Aim of the exercise:
All of the data needs to be repeated exactly.

Data segment:
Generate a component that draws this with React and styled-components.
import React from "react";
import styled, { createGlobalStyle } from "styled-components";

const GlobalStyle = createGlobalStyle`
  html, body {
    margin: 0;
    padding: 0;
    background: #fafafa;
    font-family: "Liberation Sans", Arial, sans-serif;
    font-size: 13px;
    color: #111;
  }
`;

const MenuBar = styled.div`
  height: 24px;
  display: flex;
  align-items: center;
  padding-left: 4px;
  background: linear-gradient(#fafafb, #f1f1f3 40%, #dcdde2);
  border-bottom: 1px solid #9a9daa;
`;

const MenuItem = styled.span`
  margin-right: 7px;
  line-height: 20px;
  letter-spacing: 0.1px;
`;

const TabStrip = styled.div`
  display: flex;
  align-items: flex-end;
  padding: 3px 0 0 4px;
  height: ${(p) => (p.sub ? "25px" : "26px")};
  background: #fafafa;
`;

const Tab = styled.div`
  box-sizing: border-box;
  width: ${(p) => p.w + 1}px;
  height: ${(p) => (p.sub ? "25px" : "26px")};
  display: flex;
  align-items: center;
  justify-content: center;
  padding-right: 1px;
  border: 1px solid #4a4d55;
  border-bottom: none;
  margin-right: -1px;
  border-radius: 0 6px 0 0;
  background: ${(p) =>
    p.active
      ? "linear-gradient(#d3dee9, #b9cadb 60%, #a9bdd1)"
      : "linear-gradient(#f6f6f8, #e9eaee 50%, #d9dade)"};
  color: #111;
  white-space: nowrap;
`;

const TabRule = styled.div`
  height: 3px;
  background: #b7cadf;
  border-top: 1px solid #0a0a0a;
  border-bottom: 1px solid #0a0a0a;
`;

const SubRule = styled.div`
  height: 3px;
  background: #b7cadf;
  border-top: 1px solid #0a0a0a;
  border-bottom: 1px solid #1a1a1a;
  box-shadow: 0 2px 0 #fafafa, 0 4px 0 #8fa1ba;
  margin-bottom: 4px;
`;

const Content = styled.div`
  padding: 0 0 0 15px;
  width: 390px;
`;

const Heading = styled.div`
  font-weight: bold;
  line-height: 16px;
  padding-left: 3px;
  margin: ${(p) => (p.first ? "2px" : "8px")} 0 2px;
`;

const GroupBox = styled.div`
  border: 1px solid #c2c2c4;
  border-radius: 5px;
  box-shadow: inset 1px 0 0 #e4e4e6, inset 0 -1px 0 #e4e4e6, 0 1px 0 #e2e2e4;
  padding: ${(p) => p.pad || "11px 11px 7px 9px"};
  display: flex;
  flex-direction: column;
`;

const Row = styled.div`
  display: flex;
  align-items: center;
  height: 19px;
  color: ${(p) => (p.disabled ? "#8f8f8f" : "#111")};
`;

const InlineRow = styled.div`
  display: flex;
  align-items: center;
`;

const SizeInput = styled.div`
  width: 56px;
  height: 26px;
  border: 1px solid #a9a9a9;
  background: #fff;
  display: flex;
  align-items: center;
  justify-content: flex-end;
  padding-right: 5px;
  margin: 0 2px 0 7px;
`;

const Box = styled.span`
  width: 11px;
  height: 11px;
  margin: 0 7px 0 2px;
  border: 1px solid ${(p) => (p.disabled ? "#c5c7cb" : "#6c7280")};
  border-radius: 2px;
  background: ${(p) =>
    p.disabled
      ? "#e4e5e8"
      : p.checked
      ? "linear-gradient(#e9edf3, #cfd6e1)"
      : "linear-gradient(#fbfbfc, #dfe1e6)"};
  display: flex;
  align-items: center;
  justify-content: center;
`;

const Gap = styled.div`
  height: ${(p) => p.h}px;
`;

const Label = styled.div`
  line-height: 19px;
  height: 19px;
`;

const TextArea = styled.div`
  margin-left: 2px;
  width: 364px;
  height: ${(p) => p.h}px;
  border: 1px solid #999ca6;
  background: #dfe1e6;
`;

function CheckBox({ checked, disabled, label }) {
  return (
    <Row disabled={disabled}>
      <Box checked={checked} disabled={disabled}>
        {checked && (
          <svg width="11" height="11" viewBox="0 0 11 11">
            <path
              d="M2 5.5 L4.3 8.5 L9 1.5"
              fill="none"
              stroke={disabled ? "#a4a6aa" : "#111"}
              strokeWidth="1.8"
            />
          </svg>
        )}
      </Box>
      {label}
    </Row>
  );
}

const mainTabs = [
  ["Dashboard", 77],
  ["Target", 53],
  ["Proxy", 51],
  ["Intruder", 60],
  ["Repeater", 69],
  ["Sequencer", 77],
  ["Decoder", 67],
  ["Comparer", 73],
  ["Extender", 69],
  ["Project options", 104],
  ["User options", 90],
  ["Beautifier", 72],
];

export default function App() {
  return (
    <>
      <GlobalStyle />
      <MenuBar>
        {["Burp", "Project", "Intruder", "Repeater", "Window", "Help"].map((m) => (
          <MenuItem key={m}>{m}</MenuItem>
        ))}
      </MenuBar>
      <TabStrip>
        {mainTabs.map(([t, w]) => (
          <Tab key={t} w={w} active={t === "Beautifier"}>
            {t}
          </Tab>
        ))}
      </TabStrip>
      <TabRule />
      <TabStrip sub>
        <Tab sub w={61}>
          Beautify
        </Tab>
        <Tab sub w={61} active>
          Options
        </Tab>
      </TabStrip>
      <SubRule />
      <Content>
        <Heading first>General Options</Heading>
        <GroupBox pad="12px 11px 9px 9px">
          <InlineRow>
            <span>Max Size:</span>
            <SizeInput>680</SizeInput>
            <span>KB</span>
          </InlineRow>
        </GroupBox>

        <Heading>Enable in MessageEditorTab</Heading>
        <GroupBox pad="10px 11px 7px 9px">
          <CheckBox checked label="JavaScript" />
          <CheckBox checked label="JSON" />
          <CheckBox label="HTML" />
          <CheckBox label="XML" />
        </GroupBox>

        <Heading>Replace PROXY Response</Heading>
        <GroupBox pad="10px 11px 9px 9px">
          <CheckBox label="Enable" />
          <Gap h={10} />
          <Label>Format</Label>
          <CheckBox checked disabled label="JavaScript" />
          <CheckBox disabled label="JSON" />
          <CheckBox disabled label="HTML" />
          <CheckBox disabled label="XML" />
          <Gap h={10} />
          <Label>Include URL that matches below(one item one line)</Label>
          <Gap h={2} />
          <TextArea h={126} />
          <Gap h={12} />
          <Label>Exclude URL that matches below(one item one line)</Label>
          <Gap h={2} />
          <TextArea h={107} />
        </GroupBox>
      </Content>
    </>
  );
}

Expected answer:
Generate a component that draws this with React and styled-components.
import React from "react";
import styled, { createGlobalStyle } from "styled-components";

const GlobalStyle = createGlobalStyle`
  html, body {
    margin: 0;
    padding: 0;
    background: #fafafa;
    font-family: "Liberation Sans", Arial, sans-serif;
    font-size: 13px;
    color: #111;
  }
`;

const MenuBar = styled.div`
  height: 24px;
  display: flex;
  align-items: center;
  padding-left: 4px;
  background: linear-gradient(#fafafb, #f1f1f3 40%, #dcdde2);
  border-bottom: 1px solid #9a9daa;
`;

const MenuItem = styled.span`
  margin-right: 7px;
  line-height: 20px;
  letter-spacing: 0.1px;
`;

const TabStrip = styled.div`
  display: flex;
  align-items: flex-end;
  padding: 3px 0 0 4px;
  height: ${(p) => (p.sub ? "25px" : "26px")};
  background: #fafafa;
`;

const Tab = styled.div`
  box-sizing: border-box;
  width: ${(p) => p.w + 1}px;
  height: ${(p) => (p.sub ? "25px" : "26px")};
  display: flex;
  align-items: center;
  justify-content: center;
  padding-right: 1px;
  border: 1px solid #4a4d55;
  border-bottom: none;
  margin-right: -1px;
  border-radius: 0 6px 0 0;
  background: ${(p) =>
    p.active
      ? "linear-gradient(#d3dee9, #b9cadb 60%, #a9bdd1)"
      : "linear-gradient(#f6f6f8, #e9eaee 50%, #d9dade)"};
  color: #111;
  white-space: nowrap;
`;

const TabRule = styled.div`
  height: 3px;
  background: #b7cadf;
  border-top: 1px solid #0a0a0a;
  border-bottom: 1px solid #0a0a0a;
`;

const SubRule = styled.div`
  height: 3px;
  background: #b7cadf;
  border-top: 1px solid #0a0a0a;
  border-bottom: 1px solid #1a1a1a;
  box-shadow: 0 2px 0 #fafafa, 0 4px 0 #8fa1ba;
  margin-bottom: 4px;
`;

const Content = styled.div`
  padding: 0 0 0 15px;
  width: 390px;
`;

const Heading = styled.div`
  font-weight: bold;
  line-height: 16px;
  padding-left: 3px;
  margin: ${(p) => (p.first ? "2px" : "8px")} 0 2px;
`;

const GroupBox = styled.div`
  border: 1px solid #c2c2c4;
  border-radius: 5px;
  box-shadow: inset 1px 0 0 #e4e4e6, inset 0 -1px 0 #e4e4e6, 0 1px 0 #e2e2e4;
  padding: ${(p) => p.pad || "11px 11px 7px 9px"};
  display: flex;
  flex-direction: column;
`;

const Row = styled.div`
  display: flex;
  align-items: center;
  height: 19px;
  color: ${(p) => (p.disabled ? "#8f8f8f" : "#111")};
`;

const InlineRow = styled.div`
  display: flex;
  align-items: center;
`;

const SizeInput = styled.div`
  width: 56px;
  height: 26px;
  border: 1px solid #a9a9a9;
  background: #fff;
  display: flex;
  align-items: center;
  justify-content: flex-end;
  padding-right: 5px;
  margin: 0 2px 0 7px;
`;

const Box = styled.span`
  width: 11px;
  height: 11px;
  margin: 0 7px 0 2px;
  border: 1px solid ${(p) => (p.disabled ? "#c5c7cb" : "#6c7280")};
  border-radius: 2px;
  background: ${(p) =>
    p.disabled
      ? "#e4e5e8"
      : p.checked
      ? "linear-gradient(#e9edf3, #cfd6e1)"
      : "linear-gradient(#fbfbfc, #dfe1e6)"};
  display: flex;
  align-items: center;
  justify-content: center;
`;

const Gap = styled.div`
  height: ${(p) => p.h}px;
`;

const Label = styled.div`
  line-height: 19px;
  height: 19px;
`;

const TextArea = styled.div`
  margin-left: 2px;
  width: 364px;
  height: ${(p) => p.h}px;
  border: 1px solid #999ca6;
  background: #dfe1e6;
`;

function CheckBox({ checked, disabled, label }) {
  return (
    <Row disabled={disabled}>
      <Box checked={checked} disabled={disabled}>
        {checked && (
          <svg width="11" height="11" viewBox="0 0 11 11">
            <path
              d="M2 5.5 L4.3 8.5 L9 1.5"
              fill="none"
              stroke={disabled ? "#a4a6aa" : "#111"}
              strokeWidth="1.8"
            />
          </svg>
        )}
      </Box>
      {label}
    </Row>
  );
}

const mainTabs = [
  ["Dashboard", 77],
  ["Target", 53],
  ["Proxy", 51],
  ["Intruder", 60],
  ["Repeater", 69],
  ["Sequencer", 77],
  ["Decoder", 67],
  ["Comparer", 73],
  ["Extender", 69],
  ["Project options", 104],
  ["User options", 90],
  ["Beautifier", 72],
];

export default function App() {
  return (
    <>
      <GlobalStyle />
      <MenuBar>
        {["Burp", "Project", "Intruder", "Repeater", "Window", "Help"].map((m) => (
          <MenuItem key={m}>{m}</MenuItem>
        ))}
      </MenuBar>
      <TabStrip>
        {mainTabs.map(([t, w]) => (
          <Tab key={t} w={w} active={t === "Beautifier"}>
            {t}
          </Tab>
        ))}
      </TabStrip>
      <TabRule />
      <TabStrip sub>
        <Tab sub w={61}>
          Beautify
        </Tab>
        <Tab sub w={61} active>
          Options
        </Tab>
      </TabStrip>
      <SubRule />
      <Content>
        <Heading first>General Options</Heading>
        <GroupBox pad="12px 11px 9px 9px">
          <InlineRow>
            <span>Max Size:</span>
            <SizeInput>680</SizeInput>
            <span>KB</span>
          </InlineRow>
        </GroupBox>

        <Heading>Enable in MessageEditorTab</Heading>
        <GroupBox pad="10px 11px 7px 9px">
          <CheckBox checked label="JavaScript" />
          <CheckBox checked label="JSON" />
          <CheckBox label="HTML" />
          <CheckBox label="XML" />
        </GroupBox>

        <Heading>Replace PROXY Response</Heading>
        <GroupBox pad="10px 11px 9px 9px">
          <CheckBox label="Enable" />
          <Gap h={10} />
          <Label>Format</Label>
          <CheckBox checked disabled label="JavaScript" />
          <CheckBox disabled label="JSON" />
          <CheckBox disabled label="HTML" />
          <CheckBox disabled label="XML" />
          <Gap h={10} />
          <Label>Include URL that matches below(one item one line)</Label>
          <Gap h={2} />
          <TextArea h={126} />
          <Gap h={12} />
          <Label>Exclude URL that matches below(one item one line)</Label>
          <Gap h={2} />
          <TextArea h={107} />
        </GroupBox>
      </Content>
    </>
  );
}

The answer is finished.